The Union also asserts that the Agency's claim that there is a genuine issue as to whether the RD applied established law is nothing more than an attempt to relitigate the case, repeating claims not supported by the evidence of record or rejected by the RD as not credible. According to the Union, the RD properly applied the well-settled law regarding confidential employee status and federal personnel work in other than purely clerical capacity. Thus, for the reasons noted, the Union argues that the Agency's application for review should be denied.

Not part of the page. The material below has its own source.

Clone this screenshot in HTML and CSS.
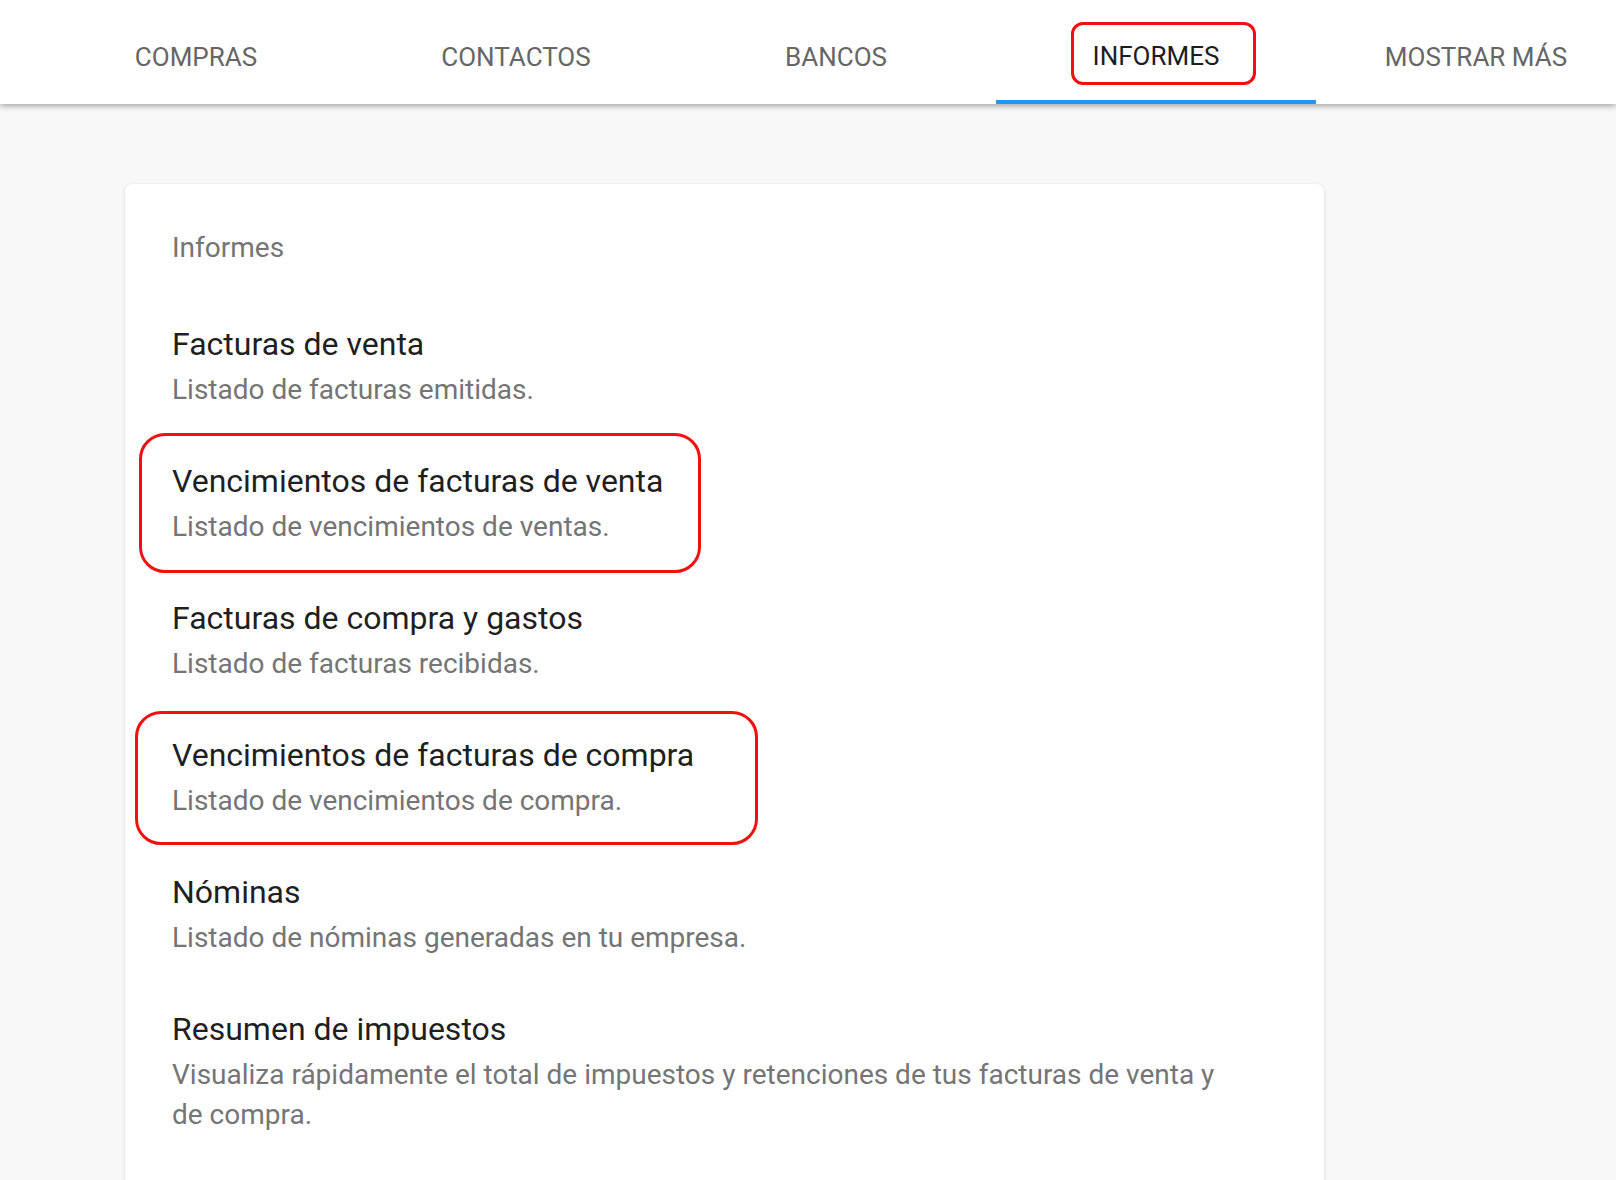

Although the Agency asserts that "established law warrants reconsideration," AFR at 1-2, we construe the assertion, consistent with the substance of the Agency's argument, as a claim that the RD failed to apply established law. Section 7112(b) of the Statute provides that "(b) A unit shall not be determined to be appropriate under this section solely on the basis of the extent to which employees in the proposed unit have organized, nor shall a unit be determined to be appropriate if it includes . . . (2) a confidential employee[.]" Section 7103(a)(13) of the Statute defines a "confidential employee" as "an employee who acts in a confidential capacity with respect to an individual who formulates or effectuates management policies in the field of labor-management relations[.]" Applying this definition, the RD determined that the Attorney-Advisor, CU 905-15, is a confidential employee in relation to the Human Resources Specialist who is the contact point with the Union. See Decision at 22, 23, 25 n.8.